_REQUEST:_
Pick out all lines of the entries that include the word "screenshot" and copy them.

Pages as source code:
* Begin *

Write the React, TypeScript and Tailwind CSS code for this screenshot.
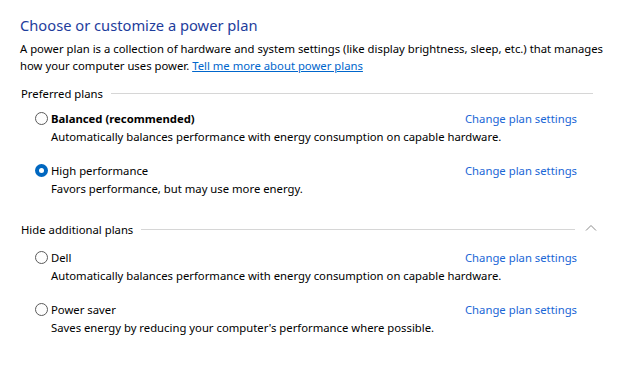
import React from 'react'

const FONT = { fontFamily: '"Noto Sans", "Open Sans", Arial, sans-serif' }

type Plan = { name: string; desc: string; bold?: boolean; checked?: boolean }

const preferred: Plan[] = [
  { name: 'Balanced (recommended)', desc: 'Automatically balances performance with energy consumption on capable hardware.', bold: true },
  { name: 'High performance', desc: 'Favors performance, but may use more energy.', checked: true },
]

const additional: Plan[] = [
  { name: 'Dell', desc: 'Automatically balances performance with energy consumption on capable hardware.' },
  { name: 'Power saver', desc: "Saves energy by reducing your computer's performance where possible." },
]

function Radio({ checked }: { checked?: boolean }) {
  return checked ? (
    <span className="w-[13px] h-[13px] rounded-full bg-[#0067c0] flex items-center justify-center shrink-0">
      <span className="w-[5px] h-[5px] rounded-full bg-white" />
    </span>
  ) : (
    <span className="w-[13px] h-[13px] rounded-full border border-[#5a5a5a] bg-[#fdfdfd] shrink-0" />
  )
}

function PlanRow({ plan }: { plan: Plan }) {
  return (
    <div className="flex flex-col">
      <div className="flex items-center h-[18px] pl-[15px] pr-[45px]">
        <Radio checked={plan.checked} />
        <span className={`ml-[3px] text-black ${plan.bold ? 'font-bold' : ''}`}>{plan.name}</span>
        <span className="ml-auto text-[#1a66d6]">Change plan settings</span>
      </div>
      <div className="h-[18px] flex items-center pl-[31px] text-black">{plan.desc}</div>
    </div>
  )
}

function SectionHead({ label, chevron }: { label: string; chevron?: boolean }) {
  return (
    <div className={`flex items-center h-[18px] pl-[1px] ${chevron ? 'pr-[25px]' : 'pr-[29px]'}`}>
      <span className="text-black">{label}</span>
      <span className="flex-1 h-px bg-[#d6d6d6] ml-[8px]" />
      {chevron && (
        <svg width="12" height="7" viewBox="0 0 12 7" className="ml-[10px] -mt-[3px]">
          <path d="M1 6.5 L6 1.5 L11 6.5" fill="none" stroke="#8a8a8a" strokeWidth="1" />
        </svg>
      )}
    </div>
  )
}

export default function App() {
  return (
    <div className="w-[622px] h-[379px] bg-white pl-[20px] text-[11.3px] leading-[17px] overflow-hidden" style={FONT}>
      <h1 className="pt-[15px] text-[14.7px] leading-[20px] text-[#1e3d9c]">Choose or customize a power plan</h1>
      <p className="mt-[5px] text-black whitespace-nowrap">
        A power plan is a collection of hardware and system settings (like display brightness, sleep, etc.) that manages
        <br />
        how your computer uses power. <span className="text-[#0066cc] underline">Tell me more about power plans</span>
      </p>

      <div className="mt-[10px]">
        <SectionHead label="Preferred plans" />
        <div className="mt-[7px] flex flex-col gap-[16px]">
          {preferred.map(p => <PlanRow key={p.name} plan={p} />)}
        </div>
      </div>

      <div className="mt-[23px]">
        <SectionHead label="Hide additional plans" chevron />
        <div className="mt-[10px] flex flex-col gap-[16px]">
          {additional.map(p => <PlanRow key={p.name} plan={p} />)}
        </div>
      </div>
    </div>
  )
}
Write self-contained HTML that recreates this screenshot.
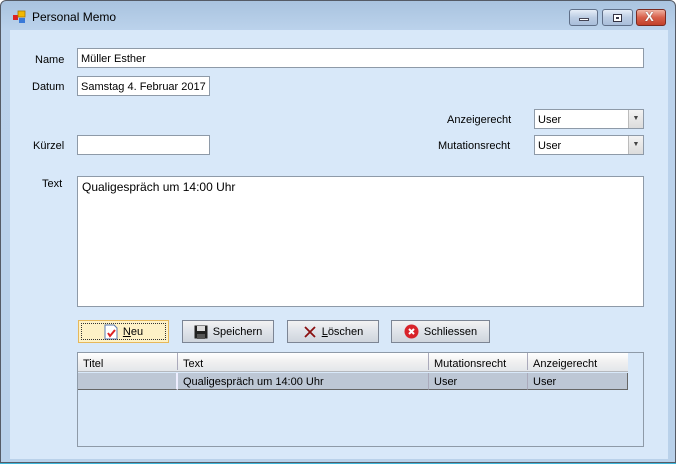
<!DOCTYPE html>
<html><head><meta charset="utf-8"><style>
*{margin:0;padding:0;box-sizing:border-box}
body{width:676px;height:468px;overflow:hidden;background:#fff;font-family:"Liberation Sans",sans-serif;font-size:11px;color:#000;position:relative}
.a{position:absolute}
.frame{left:0;top:0;width:676px;height:463px;background:linear-gradient(#a9c3df,#bcd3ec 30px,#b9d1ea);border:1px solid #555b66;border-radius:6px 6px 0 0}
.client{left:10px;top:30px;width:658px;height:429px;background:#d8e8f9}
.lbl{font-size:11px;color:#000}
.tb{background:#fff;border:1px solid #8e9aa8;height:20px;padding:4px 0 0 3px;font-size:11px}
.btn{height:23px;border:1px solid #7c8594;background:linear-gradient(#f2f2f2,#dfe3e9 50%,#cfd5dd);font-size:11px;display:flex;align-items:center;justify-content:center;gap:5px}
.wb{top:9px;height:17px;border:1px solid #5f6f88;border-radius:3px;background:linear-gradient(#e6eef8,#bccde3 50%,#a9bedb)}
.cell{position:absolute;top:0;height:17px;padding:2px 0 0 5px;border-right:1px solid #aab;}
</style></head><body>
<div class="a frame"></div>
<div class="a" style="left:13px;top:10px;width:14px;height:14px">
<svg width="14" height="14"><rect x="0" y="5" width="5" height="5" fill="#d22"/><rect x="5" y="1" width="7" height="6" fill="#f2b800" stroke="#a70" stroke-width=".8"/><rect x="6" y="8" width="6" height="5" fill="#3a7ad8"/></svg></div>
<div class="a" style="left:32px;top:10px;font-size:12px">Personal Memo</div>
<div class="a wb" style="left:569px;width:29px"><div class="a" style="left:9px;top:8px;width:10px;height:3px;background:#fff;border:1px solid #445"></div></div>
<div class="a wb" style="left:602px;width:31px"><div class="a" style="left:10px;top:4px;width:9px;height:8px;border:1px solid #334;background:#fff"><div style="margin:2px;width:3px;height:2px;border:1px solid #334"></div></div></div>
<div class="a wb" style="left:636px;width:30px;border-color:#7a2a20;background:linear-gradient(#f0b2a2,#d8604a 50%,#c2412b)"><div class="a" style="left:8px;top:-1px;color:#fff;font-weight:bold;font-size:13px;text-shadow:0 0 1px #333">X</div></div>
<div class="a client"></div>

<div class="a lbl" style="left:35px;top:54px">Name</div>
<div class="a tb" style="left:77px;top:48px;width:567px">Müller Esther</div>
<div class="a lbl" style="left:32px;top:81px">Datum</div>
<div class="a tb" style="left:77px;top:76px;width:133px">Samstag 4. Februar 2017</div>

<div class="a lbl" style="left:447px;top:114px">Anzeigerecht</div>
<div class="a tb" style="left:534px;top:109px;width:110px">User</div>
<div class="a" style="left:628px;top:110px;width:15px;height:18px;background:linear-gradient(#f3f3f3,#dcdcdc);border-left:1px solid #bbb;font-size:7px;text-align:center;line-height:18px;color:#444">▼</div>
<div class="a lbl" style="left:438px;top:140px">Mutationsrecht</div>
<div class="a tb" style="left:534px;top:135px;width:110px">User</div>
<div class="a" style="left:628px;top:136px;width:15px;height:18px;background:linear-gradient(#f3f3f3,#dcdcdc);border-left:1px solid #bbb;font-size:7px;text-align:center;line-height:18px;color:#444">▼</div>

<div class="a lbl" style="left:33px;top:140px">Kürzel</div>
<div class="a tb" style="left:77px;top:135px;width:133px"></div>

<div class="a lbl" style="left:42px;top:178px">Text</div>
<div class="a" style="left:77px;top:176px;width:567px;height:131px;background:#fff;border:1px solid #8e9aa8;padding:3px 0 0 4px;font-size:12px">Qualigespräch um 14:00 Uhr</div>

<div class="a btn" style="left:78px;top:320px;width:91px;border-color:#e6b85a;background:#fdf1c6"><div class="a" style="left:2px;top:2px;right:2px;bottom:2px;border:1px dotted #333"></div>
<svg width="14" height="16"><path d="M1 1h9l3 3v11H1z" fill="#fff" stroke="#5a7ab0"/><path d="M4 9l2 3 5-6" stroke="#d22" stroke-width="2" fill="none"/></svg><span><u>N</u>eu</span></div>
<div class="a btn" style="left:182px;top:320px;width:92px"><svg width="14" height="14"><rect x="0.5" y="0.5" width="13" height="13" fill="#222"/><rect x="3" y="1" width="8" height="5" fill="#ddd"/><rect x="3" y="9" width="8" height="5" fill="#555"/></svg><span>Speichern</span></div>
<div class="a btn" style="left:287px;top:320px;width:92px"><svg width="14" height="14"><path d="M2 2l10 10M12 2L2 12" stroke="#8b1010" stroke-width="1.8"/></svg><span><u>L</u>öschen</span></div>
<div class="a btn" style="left:391px;top:320px;width:99px"><svg width="15" height="15"><circle cx="7.5" cy="7.5" r="7" fill="#d8232a"/><path d="M5 5l5 5M10 5l-5 5" stroke="#fff" stroke-width="2"/></svg><span>Schliessen</span></div>

<div class="a" style="left:77px;top:352px;width:567px;height:95px;background:#d8e8f9;border:1px solid #8e9aa8">
 <div class="a" style="left:0;top:0;width:550px;height:19px;background:linear-gradient(#fff,#f0f0f0 50%,#e3e6ea);border-bottom:1px solid #b5b8bd">
  <div class="cell" style="left:0;width:100px;padding-top:5px">Titel</div>
  <div class="cell" style="left:100px;width:251px;padding-top:5px">Text</div>
  <div class="cell" style="left:351px;width:99px;padding-top:5px">Mutationsrecht</div>
  <div class="cell" style="left:450px;width:100px;border:none;padding-top:5px">Anzeigerecht</div>
 </div>
 <div class="a" style="left:0;top:20px;width:550px;height:17px;background:#bdc7d5">
  <div class="cell" style="left:0;width:100px;border-right:2px solid #eef;border-bottom:1px solid #666"></div>
  <div class="cell" style="left:100px;width:251px;padding-top:3px;border-bottom:1px solid #666">Qualigespräch um 14:00 Uhr</div>
  <div class="cell" style="left:351px;width:99px;padding-top:3px;border-bottom:1px solid #666">User</div>
  <div class="cell" style="left:450px;width:100px;padding-top:3px;border-bottom:1px solid #666;border-right:1px solid #666">User</div>
 </div>
</div>
<div class="a" style="left:0;top:463px;width:676px;height:5px;background:#fff;border-top:1px solid #3bb4d8"></div>
</body></html>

* End *

_TASK OUTPUT:_
Write the React, TypeScript and Tailwind CSS code for this screenshot.
Write self-contained HTML that recreates this screenshot.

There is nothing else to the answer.